>> Begin
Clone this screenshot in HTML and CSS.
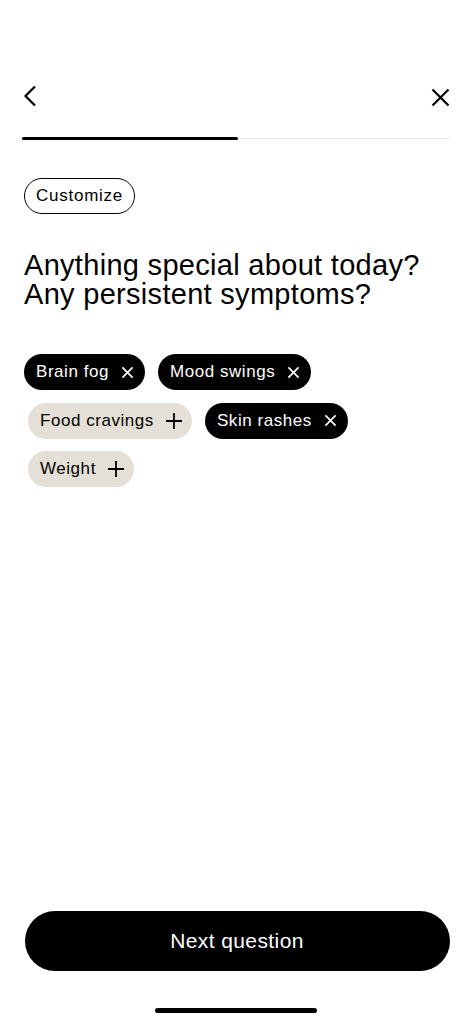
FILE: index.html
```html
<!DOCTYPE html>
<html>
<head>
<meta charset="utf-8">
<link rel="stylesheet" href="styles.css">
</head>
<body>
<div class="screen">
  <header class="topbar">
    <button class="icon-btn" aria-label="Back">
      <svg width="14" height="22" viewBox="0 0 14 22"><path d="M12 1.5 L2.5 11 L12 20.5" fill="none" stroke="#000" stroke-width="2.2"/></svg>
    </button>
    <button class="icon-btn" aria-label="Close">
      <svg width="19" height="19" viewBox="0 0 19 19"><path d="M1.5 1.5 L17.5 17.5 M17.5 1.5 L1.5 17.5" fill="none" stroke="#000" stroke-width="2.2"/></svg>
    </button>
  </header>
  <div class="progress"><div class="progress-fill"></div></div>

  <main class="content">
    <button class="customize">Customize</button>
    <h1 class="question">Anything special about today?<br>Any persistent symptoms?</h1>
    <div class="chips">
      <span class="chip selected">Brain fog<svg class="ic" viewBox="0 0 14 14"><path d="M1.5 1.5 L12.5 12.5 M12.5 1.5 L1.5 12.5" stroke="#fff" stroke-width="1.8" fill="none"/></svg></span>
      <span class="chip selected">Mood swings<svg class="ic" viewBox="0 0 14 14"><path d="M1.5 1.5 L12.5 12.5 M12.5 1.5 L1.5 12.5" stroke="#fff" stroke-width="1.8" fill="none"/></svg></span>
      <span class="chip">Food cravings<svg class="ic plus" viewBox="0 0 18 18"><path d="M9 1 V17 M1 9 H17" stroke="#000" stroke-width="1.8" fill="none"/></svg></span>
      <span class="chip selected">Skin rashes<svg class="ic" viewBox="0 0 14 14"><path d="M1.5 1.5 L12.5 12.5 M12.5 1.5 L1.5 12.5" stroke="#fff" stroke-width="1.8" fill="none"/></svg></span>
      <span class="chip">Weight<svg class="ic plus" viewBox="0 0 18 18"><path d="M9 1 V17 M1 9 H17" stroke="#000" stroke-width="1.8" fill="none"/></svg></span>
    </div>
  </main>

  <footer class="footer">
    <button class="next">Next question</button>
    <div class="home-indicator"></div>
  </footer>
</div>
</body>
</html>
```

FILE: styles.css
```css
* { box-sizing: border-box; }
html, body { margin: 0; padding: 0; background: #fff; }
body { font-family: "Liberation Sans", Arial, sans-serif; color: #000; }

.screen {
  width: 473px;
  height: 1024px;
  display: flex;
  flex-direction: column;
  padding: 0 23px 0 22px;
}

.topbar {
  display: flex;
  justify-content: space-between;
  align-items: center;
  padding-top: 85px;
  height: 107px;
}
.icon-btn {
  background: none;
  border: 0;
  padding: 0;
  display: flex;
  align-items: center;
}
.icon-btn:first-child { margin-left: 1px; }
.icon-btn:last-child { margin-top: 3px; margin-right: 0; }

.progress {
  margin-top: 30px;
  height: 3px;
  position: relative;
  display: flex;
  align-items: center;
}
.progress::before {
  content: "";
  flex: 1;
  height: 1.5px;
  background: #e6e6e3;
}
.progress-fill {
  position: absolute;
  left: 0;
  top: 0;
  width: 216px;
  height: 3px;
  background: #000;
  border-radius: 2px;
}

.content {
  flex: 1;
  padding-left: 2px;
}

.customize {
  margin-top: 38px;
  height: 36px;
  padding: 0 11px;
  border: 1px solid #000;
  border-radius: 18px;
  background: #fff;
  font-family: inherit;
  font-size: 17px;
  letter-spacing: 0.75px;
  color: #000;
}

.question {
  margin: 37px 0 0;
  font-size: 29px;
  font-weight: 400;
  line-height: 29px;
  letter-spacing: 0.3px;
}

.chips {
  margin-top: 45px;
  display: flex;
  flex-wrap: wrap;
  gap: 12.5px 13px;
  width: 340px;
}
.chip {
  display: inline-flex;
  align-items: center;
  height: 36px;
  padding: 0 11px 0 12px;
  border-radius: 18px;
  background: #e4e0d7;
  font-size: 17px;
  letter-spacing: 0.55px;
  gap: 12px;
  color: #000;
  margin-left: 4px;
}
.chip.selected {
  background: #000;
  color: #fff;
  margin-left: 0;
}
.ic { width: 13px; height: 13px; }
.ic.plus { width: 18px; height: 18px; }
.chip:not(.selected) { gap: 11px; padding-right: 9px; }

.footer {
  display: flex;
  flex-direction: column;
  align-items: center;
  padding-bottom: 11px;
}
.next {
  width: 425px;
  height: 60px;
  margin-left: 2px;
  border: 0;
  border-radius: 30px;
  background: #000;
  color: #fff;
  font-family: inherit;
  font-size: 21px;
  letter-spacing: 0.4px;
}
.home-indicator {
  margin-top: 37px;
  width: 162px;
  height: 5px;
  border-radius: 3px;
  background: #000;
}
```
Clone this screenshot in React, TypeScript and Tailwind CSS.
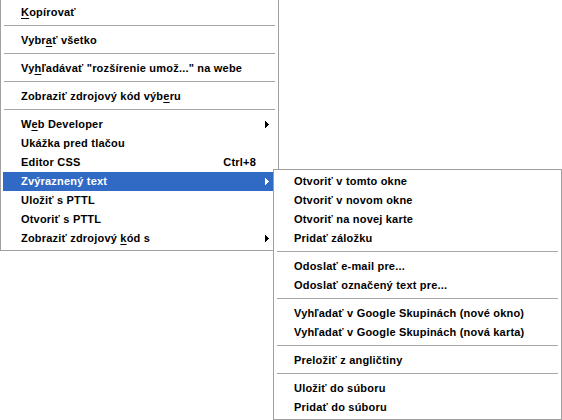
>> End
## WRITTEN EXERCISE
Extract all lines that hold the word "Clone".

## OUTPUT FOR THIS TASK
Clone this screenshot in HTML and CSS.
Clone this screenshot in React, TypeScript and Tailwind CSS.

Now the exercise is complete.